Кристина Цубер разработала теорию асимметричного федерализма в многонациональных государствах (Zuber, 2011). Ее аргументы, основанные на теории игр, связывают стратегический выбор региональных элит с вопросами федеральной стабильности. Первый аргумент касается создания асимметричных институтов. В игре между центром и национальными меньшинствами, угрожающими сецессией, решение центра о предоставлении им симметричной автономии обеспечивает стимулы для взаимного сотрудничества. Таким образом, посредством расширения автономии для этнических регионов, асимметричный федерализм создает третьего игрока, т.е. «не привилегированные» регионы. Соответственно, второй аргумент представляет асимметричный федерализм как «встроенную игру», где события на этнонациональной арене определяют компенсации на федеральной арене.

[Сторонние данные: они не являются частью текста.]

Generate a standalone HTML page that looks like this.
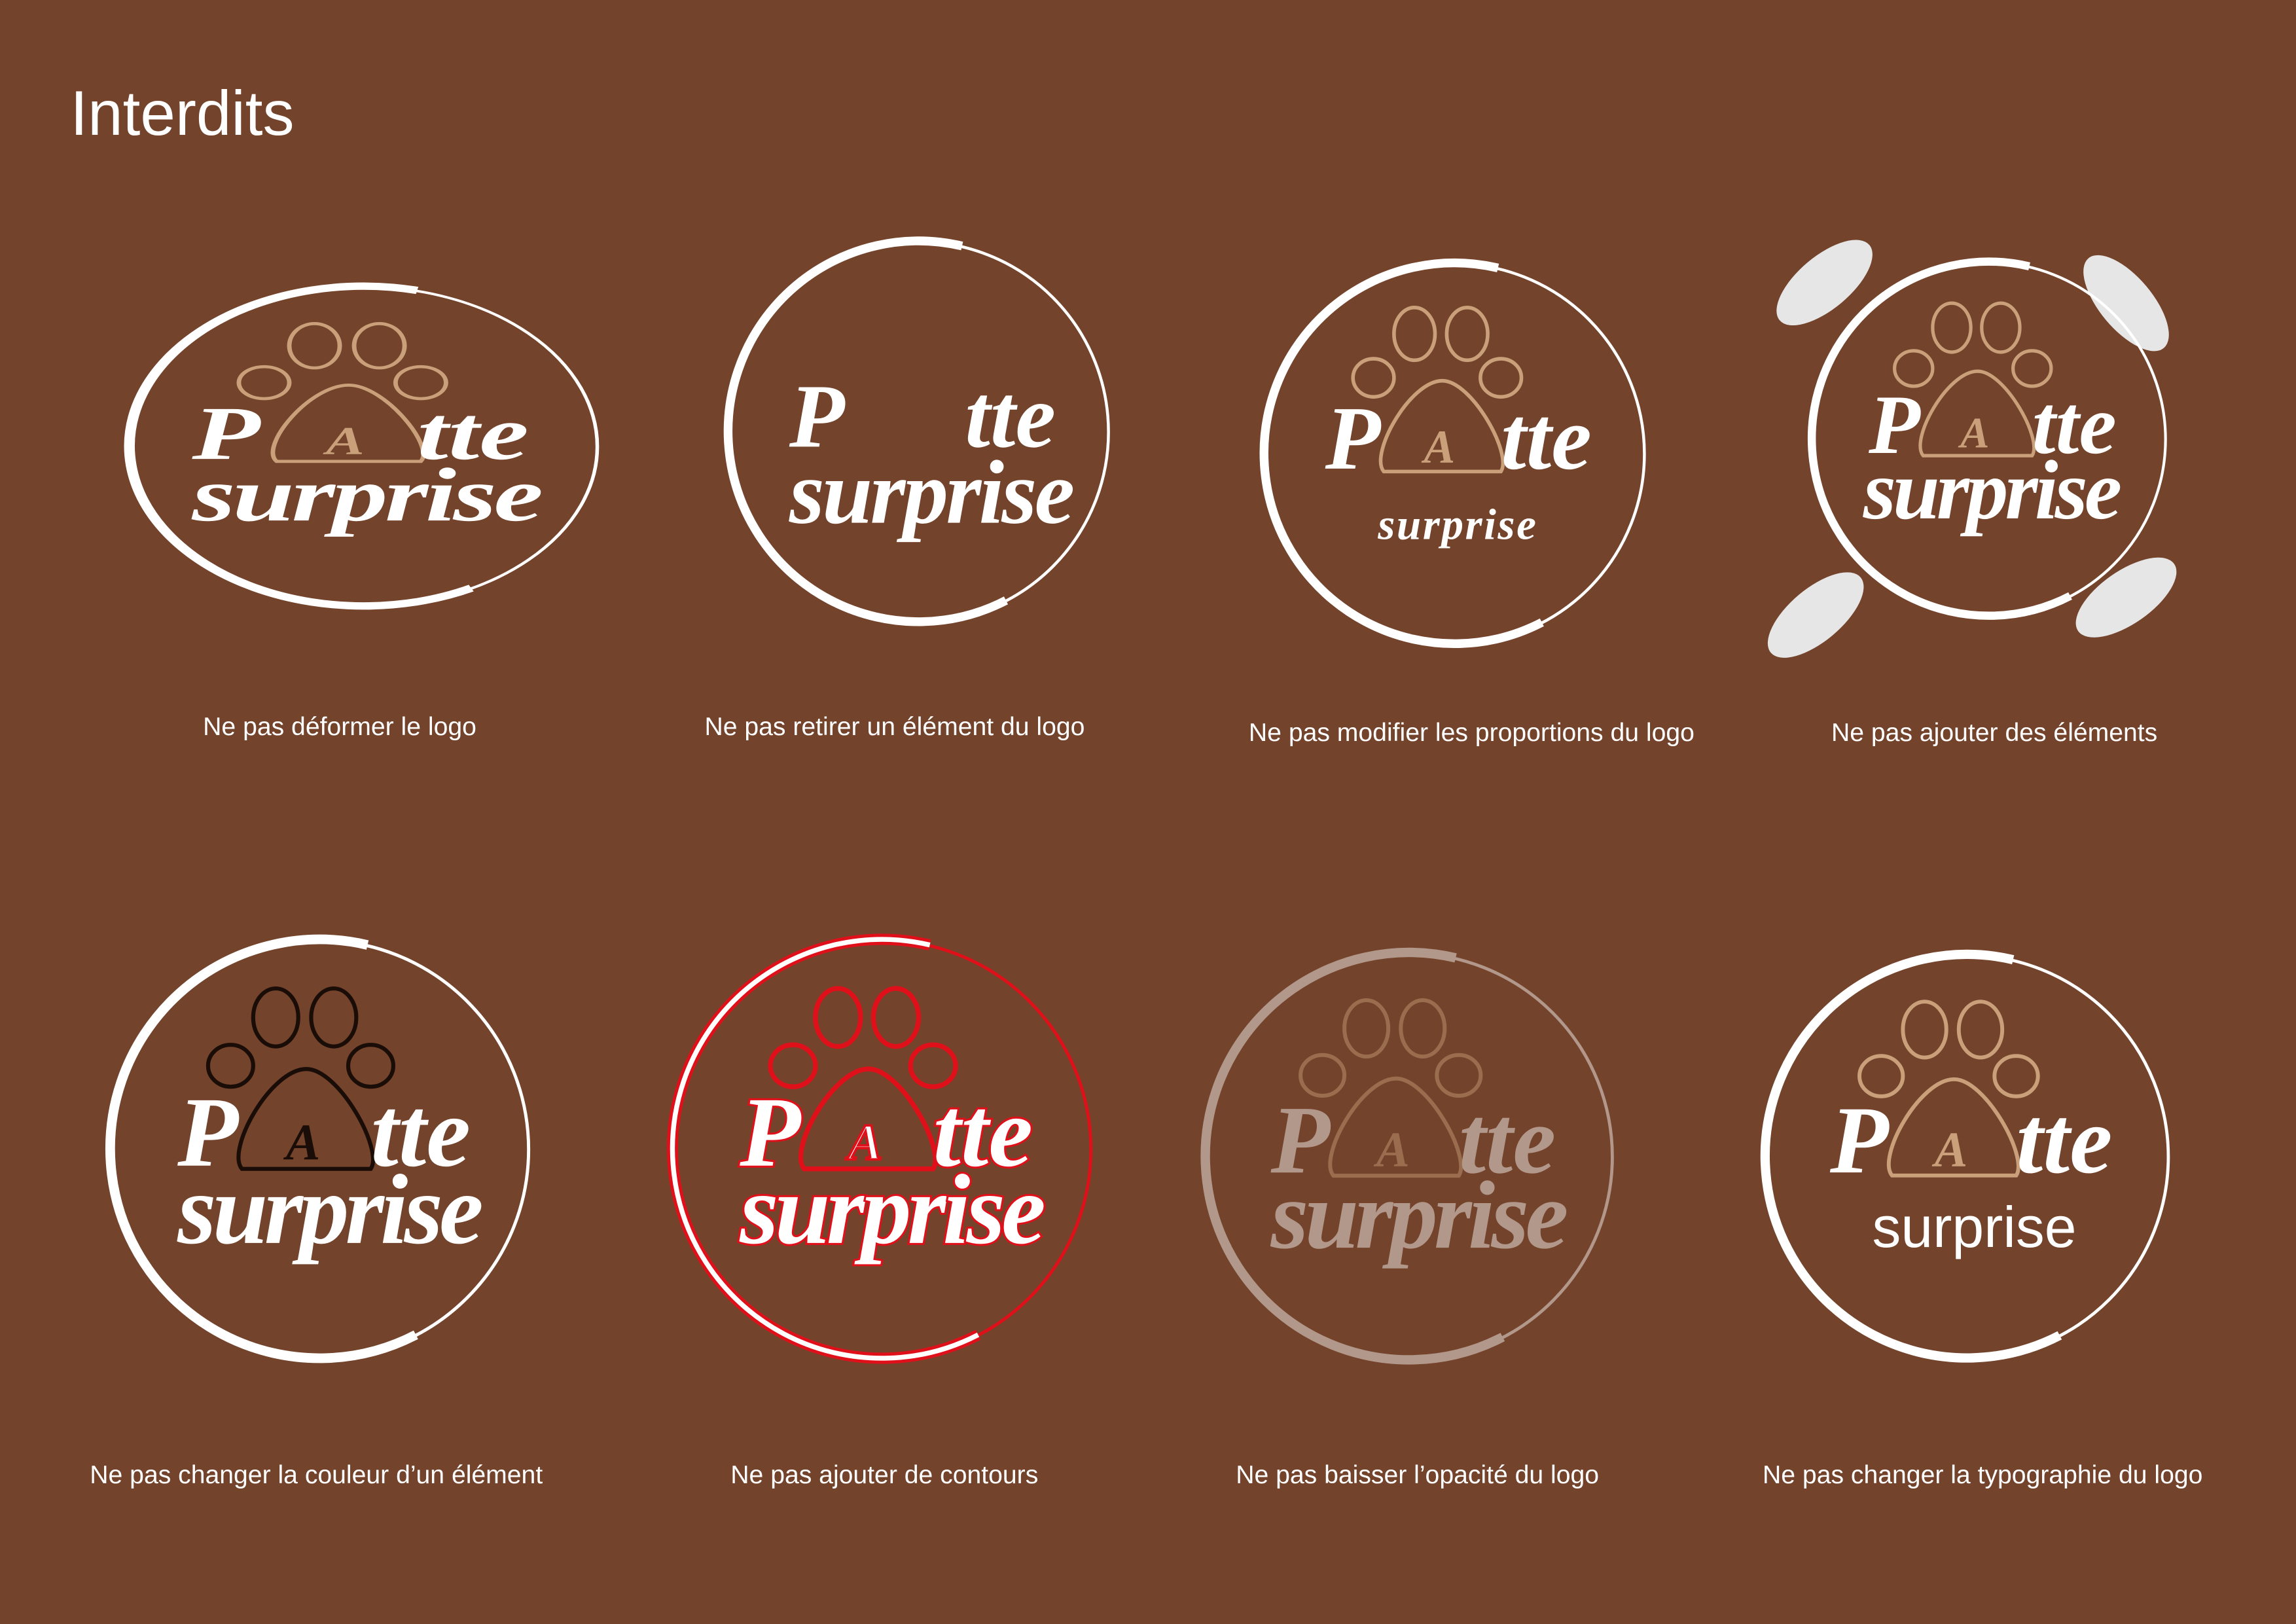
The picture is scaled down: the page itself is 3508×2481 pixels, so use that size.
<!DOCTYPE html>
<html><head><meta charset="utf-8"><style>
html,body{margin:0;padding:0;background:#74432b;}
svg{display:block}
.cap{font-family:"Liberation Sans",sans-serif;font-size:17.5px;fill:#fff;text-anchor:middle}
.lt{font-family:"Liberation Serif",serif;font-weight:bold;font-style:italic}
</style></head><body>
<svg width="3508" height="2481" viewBox="0 0 1568 1109" preserveAspectRatio="none" xmlns="http://www.w3.org/2000/svg">
<rect width="1568" height="1109" fill="#74432b"/>
<text x="48" y="92" font-family="Liberation Sans,sans-serif" font-size="43" fill="#fff">Interdits</text>

<!-- 1 deformed -->
<g transform="translate(248,305) scale(1.23,0.84)">
 <circle r="130" fill="none" stroke="#fff" stroke-width="2"/>
 <path d="M30,-127 A130 130 0 1 0 60,115" fill="none" stroke="#fff" stroke-width="6"/>
 <g fill="none" stroke="#c9a07a" stroke-width="2.5"><ellipse cx="-27" cy="-82" rx="14" ry="18"/><ellipse cx="9" cy="-82" rx="14" ry="18"/><ellipse cx="-55" cy="-52" rx="14" ry="13"/><ellipse cx="32" cy="-52" rx="14" ry="13"/><path d="M-8,-50 C-30,-50 -58,0 -48,12 L32,12 C40,0 12,-50 -8,-50 Z"/></g>
 <text x="-10" y="6" class="lt" font-size="32" fill="#c9a07a" text-anchor="middle">A</text>
 <text x="-95" y="10" class="lt" font-size="62" fill="#fff">P</text>
 <text x="30" y="10" class="lt" font-size="62" fill="#fff">tte</text>
 <text x="-95" y="60" class="lt" font-size="62" fill="#fff" textLength="195">surprise</text>
</g>

<!-- 2 removed -->
<g transform="translate(627,295)">
 <circle r="130" fill="none" stroke="#fff" stroke-width="2"/>
 <path d="M30,-127 A130 130 0 1 0 60,115" fill="none" stroke="#fff" stroke-width="6"/>
 <text x="-88" y="10" class="lt" font-size="62" fill="#fff">P</text>
 <text x="32" y="10" class="lt" font-size="62" fill="#fff">tte</text>
 <text x="-88" y="62" class="lt" font-size="62" fill="#fff" textLength="195">surprise</text>
</g>

<!-- 3 proportions -->
<g transform="translate(993,310)">
 <circle r="130" fill="none" stroke="#fff" stroke-width="2"/>
 <path d="M30,-127 A130 130 0 1 0 60,115" fill="none" stroke="#fff" stroke-width="6"/>
 <g fill="none" stroke="#c9a07a" stroke-width="2.5"><ellipse cx="-27" cy="-82" rx="14" ry="18"/><ellipse cx="9" cy="-82" rx="14" ry="18"/><ellipse cx="-55" cy="-52" rx="14" ry="13"/><ellipse cx="32" cy="-52" rx="14" ry="13"/><path d="M-8,-50 C-30,-50 -58,0 -48,12 L32,12 C40,0 12,-50 -8,-50 Z"/></g>
 <text x="-10" y="6" class="lt" font-size="32" fill="#c9a07a" text-anchor="middle">A</text>
 <text x="-88" y="10" class="lt" font-size="62" fill="#fff">P</text>
 <text x="32" y="10" class="lt" font-size="62" fill="#fff">tte</text>
 <text x="-52" y="58" class="lt" font-size="30" fill="#fff" textLength="108">surprise</text>
</g>

<!-- 4 added -->
<g fill="#e6e6e6">
 <ellipse cx="1246" cy="193" rx="40" ry="18" transform="rotate(-40 1246 193)"/>
 <ellipse cx="1452" cy="207" rx="40" ry="18" transform="rotate(50 1452 207)"/>
 <ellipse cx="1240" cy="420" rx="40" ry="18" transform="rotate(-40 1240 420)"/>
 <ellipse cx="1452" cy="408" rx="40" ry="18" transform="rotate(-35 1452 408)"/>
</g>
<g transform="translate(1358,300) scale(0.93)">
 <circle r="130" fill="none" stroke="#fff" stroke-width="2"/>
 <path d="M30,-127 A130 130 0 1 0 60,115" fill="none" stroke="#fff" stroke-width="6"/>
 <g fill="none" stroke="#c9a07a" stroke-width="2.5"><ellipse cx="-27" cy="-82" rx="14" ry="18"/><ellipse cx="9" cy="-82" rx="14" ry="18"/><ellipse cx="-55" cy="-52" rx="14" ry="13"/><ellipse cx="32" cy="-52" rx="14" ry="13"/><path d="M-8,-50 C-30,-50 -58,0 -48,12 L32,12 C40,0 12,-50 -8,-50 Z"/></g>
 <text x="-10" y="6" class="lt" font-size="32" fill="#c9a07a" text-anchor="middle">A</text>
 <text x="-88" y="10" class="lt" font-size="62" fill="#fff">P</text>
 <text x="32" y="10" class="lt" font-size="62" fill="#fff">tte</text>
 <text x="-92" y="58" class="lt" font-size="62" fill="#fff" textLength="190">surprise</text>
</g>

<!-- 5 color -->
<g transform="translate(218,785) scale(1.1)">
 <circle r="130" fill="none" stroke="#fff" stroke-width="2"/>
 <path d="M30,-127 A130 130 0 1 0 60,115" fill="none" stroke="#fff" stroke-width="6"/>
 <g fill="none" stroke="#1a0d08" stroke-width="2.5"><ellipse cx="-27" cy="-82" rx="14" ry="18"/><ellipse cx="9" cy="-82" rx="14" ry="18"/><ellipse cx="-55" cy="-52" rx="14" ry="13"/><ellipse cx="32" cy="-52" rx="14" ry="13"/><path d="M-8,-50 C-30,-50 -58,0 -48,12 L32,12 C40,0 12,-50 -8,-50 Z"/></g>
 <text x="-10" y="6" class="lt" font-size="32" fill="#1a0d08" text-anchor="middle">A</text>
 <text x="-88" y="10" class="lt" font-size="62" fill="#fff">P</text>
 <text x="32" y="10" class="lt" font-size="62" fill="#fff">tte</text>
 <text x="-88" y="58" class="lt" font-size="62" fill="#fff" textLength="190">surprise</text>
</g>

<!-- 6 outline -->
<g transform="translate(602,785) scale(1.1)">
 <circle r="130" fill="none" stroke="#e0101a" stroke-width="2"/>
 <path d="M30,-127 A130 130 0 1 0 60,115" fill="none" stroke="#e0101a" stroke-width="7"/>
 <path d="M30,-127 A130 130 0 1 0 60,115" fill="none" stroke="#fff" stroke-width="3"/>
 <g fill="none" stroke="#e0101a" stroke-width="3"><ellipse cx="-27" cy="-82" rx="14" ry="18"/><ellipse cx="9" cy="-82" rx="14" ry="18"/><ellipse cx="-55" cy="-52" rx="14" ry="13"/><ellipse cx="32" cy="-52" rx="14" ry="13"/><path d="M-8,-50 C-30,-50 -58,0 -48,12 L32,12 C40,0 12,-50 -8,-50 Z"/></g>
 <text x="-10" y="6" class="lt" font-size="32" fill="#fff" stroke="#e0101a" stroke-width="1.5" text-anchor="middle">A</text>
 <g stroke="#e0101a" stroke-width="2.5" paint-order="stroke">
 <text x="-88" y="10" class="lt" font-size="62" fill="#fff">P</text>
 <text x="32" y="10" class="lt" font-size="62" fill="#fff">tte</text>
 <text x="-88" y="58" class="lt" font-size="62" fill="#fff" textLength="190">surprise</text>
 </g>
</g>

<!-- 7 opacity -->
<g transform="translate(962,790) scale(1.07)" opacity="0.45">
 <circle r="130" fill="none" stroke="#fff" stroke-width="2"/>
 <path d="M30,-127 A130 130 0 1 0 60,115" fill="none" stroke="#fff" stroke-width="6"/>
 <g fill="none" stroke="#c9a07a" stroke-width="2.5"><ellipse cx="-27" cy="-82" rx="14" ry="18"/><ellipse cx="9" cy="-82" rx="14" ry="18"/><ellipse cx="-55" cy="-52" rx="14" ry="13"/><ellipse cx="32" cy="-52" rx="14" ry="13"/><path d="M-8,-50 C-30,-50 -58,0 -48,12 L32,12 C40,0 12,-50 -8,-50 Z"/></g>
 <text x="-10" y="6" class="lt" font-size="32" fill="#c9a07a" text-anchor="middle">A</text>
 <text x="-88" y="10" class="lt" font-size="62" fill="#fff">P</text>
 <text x="32" y="10" class="lt" font-size="62" fill="#fff">tte</text>
 <text x="-88" y="58" class="lt" font-size="62" fill="#fff" textLength="190">surprise</text>
</g>

<!-- 8 typography -->
<g transform="translate(1343,790) scale(1.06)">
 <circle r="130" fill="none" stroke="#fff" stroke-width="2"/>
 <path d="M30,-127 A130 130 0 1 0 60,115" fill="none" stroke="#fff" stroke-width="6"/>
 <g fill="none" stroke="#c9a07a" stroke-width="2.5"><ellipse cx="-27" cy="-82" rx="14" ry="18"/><ellipse cx="9" cy="-82" rx="14" ry="18"/><ellipse cx="-55" cy="-52" rx="14" ry="13"/><ellipse cx="32" cy="-52" rx="14" ry="13"/><path d="M-8,-50 C-30,-50 -58,0 -48,12 L32,12 C40,0 12,-50 -8,-50 Z"/></g>
 <text x="-10" y="6" class="lt" font-size="32" fill="#c9a07a" text-anchor="middle">A</text>
 <text x="-88" y="10" class="lt" font-size="62" fill="#fff">P</text>
 <text x="32" y="10" class="lt" font-size="62" fill="#fff">tte</text>
 <text x="5" y="58" font-family="Liberation Sans,sans-serif" font-size="37" fill="#fff" text-anchor="middle">surprise</text>
</g>

<text class="cap" x="232" y="502">Ne pas déformer le logo</text>
<text class="cap" x="611" y="502">Ne pas retirer un élément du logo</text>
<text class="cap" x="1005" y="506">Ne pas modifier les proportions du logo</text>
<text class="cap" x="1362" y="506">Ne pas ajouter des éléments</text>
<text class="cap" x="216" y="1013">Ne pas changer la couleur d’un élément</text>
<text class="cap" x="604" y="1013">Ne pas ajouter de contours</text>
<text class="cap" x="968" y="1013">Ne pas baisser l’opacité du logo</text>
<text class="cap" x="1354" y="1013">Ne pas changer la typographie du logo</text>
</svg>
</body></html>
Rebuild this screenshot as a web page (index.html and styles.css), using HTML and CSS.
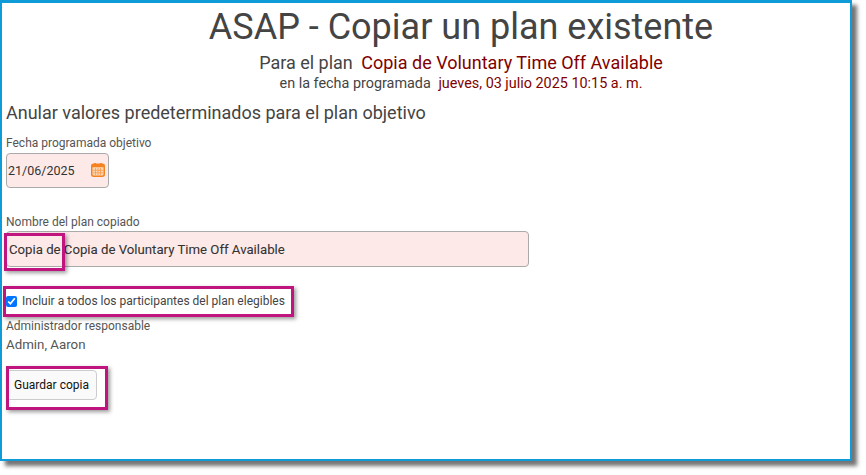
FILE: index.html
```html
<!DOCTYPE html>
<html lang="es">
<head>
<meta charset="utf-8">
<title>ASAP - Copiar un plan existente</title>
<link rel="stylesheet" href="styles.css">
</head>
<body>
<div class="frame">
  <header class="head">
    <h1 class="title">ASAP - Copiar un plan existente</h1>
    <p class="sub">Para el plan <span class="val">Copia de Voluntary Time Off Available</span></p>
    <p class="when">en la fecha programada <span class="val">jueves, 03 julio 2025 10:15 a. m.</span></p>
  </header>
  <h2 class="section">Anular valores predeterminados para el plan objetivo</h2>
  <label class="lbl">Fecha programada objetivo</label>
  <div class="input date">
    <span>21/06/2025</span>
    <svg class="cal" width="14" height="14" viewBox="0 0 14 14" aria-hidden="true">
      <rect x="0.75" y="1.25" width="12.5" height="12" rx="2" fill="#fbd9b8" stroke="#f58220" stroke-width="1.5"/>
      <rect x="0.75" y="1.25" width="12.5" height="3" fill="#f58220"/>
      <rect x="3" y="0" width="2" height="3" rx="0.6" fill="#f58220"/>
      <rect x="9" y="0" width="2" height="3" rx="0.6" fill="#f58220"/>
      <path d="M2 7.3h10M2 9.8h10M4.5 5v7M7 5v7M9.5 5v7" stroke="#f79a4c" stroke-width="0.8"/>
    </svg>
  </div>
  <label class="lbl name-lbl">Nombre del plan copiado</label>
  <div class="input name">Copia de Copia de Voluntary Time Off Available</div>
  <div class="check-row">
    <input type="checkbox" class="check" checked>
    <span>Incluir a todos los participantes del plan elegibles</span>
  </div>
  <label class="lbl admin-lbl">Administrador responsable</label>
  <div class="admin">Admin, Aaron</div>
  <button class="save" type="button">Guardar copia</button>
  <div class="mark mark-a"></div>
  <div class="mark mark-b"></div>
  <div class="mark mark-c"></div>
</div>
</body>
</html>
```
FILE: styles.css
```css
* { box-sizing: border-box; }
html, body { margin: 0; padding: 0; background: #fff; }
body { width: 866px; height: 475px; overflow: hidden; font-family: Roboto, "Liberation Sans", sans-serif; color: #444; }
.frame {
  position: relative;
  width: 852px;
  height: 461px;
  border: solid #0f9bd7;
  border-width: 3px 2px 2px 2px;
  box-shadow: 5px 5px 4px rgba(0,0,0,.55);
  background: #fff;
  padding: 0 4px;
}
.head { padding-left: 70px; text-align: center; }
.title { margin: 0; font-size: 36px; font-weight: 400; line-height: 49px; color: #444; }
.sub { margin: 0; font-size: 18px; line-height: 21px; color: #444; white-space: pre-wrap; }
.when { margin: 1px 0 0; font-size: 14.4px; line-height: 20px; color: #444; white-space: pre-wrap; }
.val { color: #800000; margin-left: 4px; }
.section { margin: 7px 0 0; font-size: 18px; font-weight: 400; line-height: 24px; color: #444; }
.lbl { display: block; font-size: 12px; line-height: 16px; color: #555; }
.section + .lbl { margin-top: 10px; }
.input { background: #fdeae8; border: 1px solid #aaa; border-radius: 4px; color: #333; }
.date { display: flex; align-items: center; justify-content: space-between; width: 103px; height: 35px; margin: 2px 0 0; padding: 0 3px 0 1px; font-size: 12.5px; }
.cal { margin-bottom: 2px; }
.name-lbl { margin-top: 26px; }
.name { display: flex; align-items: center; width: 523px; height: 36px; margin: 1px 0 0; padding: 0 2px; font-size: 13.2px; -webkit-text-stroke: .08px #333; }
.check-row { display: flex; align-items: center; gap: 5px; margin-top: 26px; font-size: 12px; line-height: 16px; color: #444; }
.check { width: 11px; height: 11px; margin: 0; accent-color: #0075ff; }
.admin-lbl { margin-top: 9px; }
.admin { margin-top: 2px; font-size: 13.3px; line-height: 18px; color: #555; }
.save { display: block; margin: 16px 0 0; width: 91px; height: 30px; padding: 0; font: 12px Roboto, sans-serif; color: #111; background: #fafafa; border: 1px solid #ccc; border-radius: 4px; }
.mark { position: absolute; border: 3px solid #c0157f; box-shadow: 2px 2px 4px rgba(0,0,0,.4); }
.mark-a { left: 2px; top: 230px; width: 61px; height: 38px; }
.mark-b { left: 1px; top: 283px; width: 291px; height: 31px; }
.mark-c { left: 4px; top: 363px; width: 102px; height: 44px; }
```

Если рассматривать всех игроков на всех аренах, то асимметричные правила оказываются по своей сути нестабильными. Эволюция российского федерализма в 1990-е гг. послужила иллюстрацией этого теоретического подхода. Российский случай является практически идеальным с точки зрения тестирования теории, поскольку в 1990-е гг. политическая власть между центром и регионами была поделена и переделена несколько раз - следовательно, этот случай позволяет продемонстрировать множественные теоретические эффекты в рамках одного случая. Опыт России показывает, что подход теории игр объясняет прежде всего непоследовательный характер процесса федерализации. Несмотря на то, что запрос на сепаратизм был смягчен через асимметричные сделки, федеральный центр тем не менее попал в ловушку постоянного торга с «не привилегированными» регионами за конкретный дизайн федеративных институтов. Их требования равного статуса столкнулись с асимметриями, которые возникли как согласованные решения на этнонациональной арене (Zuber, 2011: 568).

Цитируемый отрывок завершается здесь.